• REQUIREMENTS
Only lines with the string "React" matter here; gather them from the material below.
#### DATA SECTION ####
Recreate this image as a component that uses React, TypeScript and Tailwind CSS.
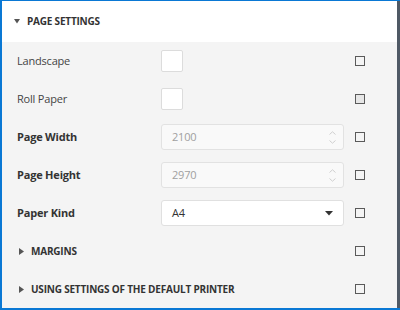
import React from 'react';

type Row =
  | { kind: 'toggle'; label: string; checked?: boolean }
  | { kind: 'number'; label: string; value: string }
  | { kind: 'select'; label: string; value: string }
  | { kind: 'group'; label: string };

const rows: Row[] = [
  { kind: 'toggle', label: 'Landscape' },
  { kind: 'toggle', label: 'Roll Paper', checked: true },
  { kind: 'number', label: 'Page Width', value: '2100' },
  { kind: 'number', label: 'Page Height', value: '2970' },
  { kind: 'select', label: 'Paper Kind', value: 'A4' },
  { kind: 'group', label: 'Margins' },
  { kind: 'group', label: 'Using settings of the default printer' },
];

function SmallBox({ shaded }: { shaded?: boolean }) {
  return (
    <span
      className={`block h-[10px] w-[10px] border-[1.5px] border-[#5a5a5a] ${
        shaded ? 'bg-[#e6e6e6]' : 'bg-[#f4f4f4]'
      }`}
    />
  );
}

function Control({ row }: { row: Row }) {
  if (row.kind === 'toggle') {
    return <div className="h-[22px] w-[22px] rounded-[2px] border border-[#dcdcdc] bg-white" />;
  }
  if (row.kind === 'number') {
    return (
      <div className="flex h-[26px] w-[183px] items-center justify-between rounded-[3px] border border-[#e2e2e2] bg-[#f9f9f9] pl-[10px] pr-[7px] text-[11px] text-[#a0a0a0]">
        <span>{row.value}</span>
        <span className="flex flex-col gap-[5px]">
          <svg width="7" height="4" viewBox="0 0 7 4">
            <path d="M0.5 3.5 L3.5 0.8 L6.5 3.5" fill="none" stroke="#cfcfcf" strokeWidth="1" />
          </svg>
          <svg width="7" height="4" viewBox="0 0 7 4">
            <path d="M0.5 0.5 L3.5 3.2 L6.5 0.5" fill="none" stroke="#cfcfcf" strokeWidth="1" />
          </svg>
        </span>
      </div>
    );
  }
  if (row.kind === 'select') {
    return (
      <div className="flex h-[26px] w-[183px] items-center justify-between rounded-[3px] border border-[#e0e0e0] bg-white pl-[10px] pr-[10px] text-[11px] text-[#333]">
        <span>{row.value}</span>
        <svg width="8" height="5" viewBox="0 0 8 5">
          <path d="M0 0 L8 0 L4 4.5 Z" fill="#333" />
        </svg>
      </div>
    );
  }
  return null;
}

export default function App() {
  return (
    <div
      className="flex h-[310px] w-[400px] border-t border-b-2 border-l-2 border-[#0a78d4] bg-white text-[#333] tracking-[-0.2px]"
      style={{ fontFamily: '"Open Sans", "Noto Sans", sans-serif' }}
    >
      <div className="flex flex-1 flex-col">
        {/* Section header */}
        <div className="flex h-[41px] items-center gap-[7px] bg-white pl-[12px]">
          <svg width="6" height="5" viewBox="0 0 6 5">
            <path d="M0 0 L6 0 L3 4.5 Z" fill="#555" />
          </svg>
          <span className="text-[10px] font-bold uppercase">Page Settings</span>
        </div>

        <div className="flex flex-1 flex-col bg-[#f4f4f4]">
          {rows.map(row => (
            <div key={row.label} className="flex h-[38px] items-center pl-[15px]">
              {row.kind === 'group' ? (
                <div className="flex w-[327px] items-center gap-[7px] pl-[2px]">
                  <svg width="5" height="7" viewBox="0 0 5 7">
                    <path d="M0 0 L5 3.5 L0 7 Z" fill="#555" />
                  </svg>
                  <span className="text-[10px] font-bold uppercase">{row.label}</span>
                </div>
              ) : (
                <>
                  <span
                    className={`w-[144px] text-[11px] ${
                      row.kind === 'toggle' ? 'text-[#444]' : 'font-bold text-[#333]'
                    }`}
                  >
                    {row.label}
                  </span>
                  <div className="w-[183px]">
                    <Control row={row} />
                  </div>
                </>
              )}
              <div className="ml-[11px]">
                <SmallBox shaded={row.kind === 'toggle' && row.checked} />
              </div>
            </div>
          ))}
        </div>
      </div>
      <div className="w-[3px] bg-[#4f5965]" />
    </div>
  );
}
####
• CORRECT ANSWER
Recreate this image as a component that uses React, TypeScript and Tailwind CSS.
import React from 'react';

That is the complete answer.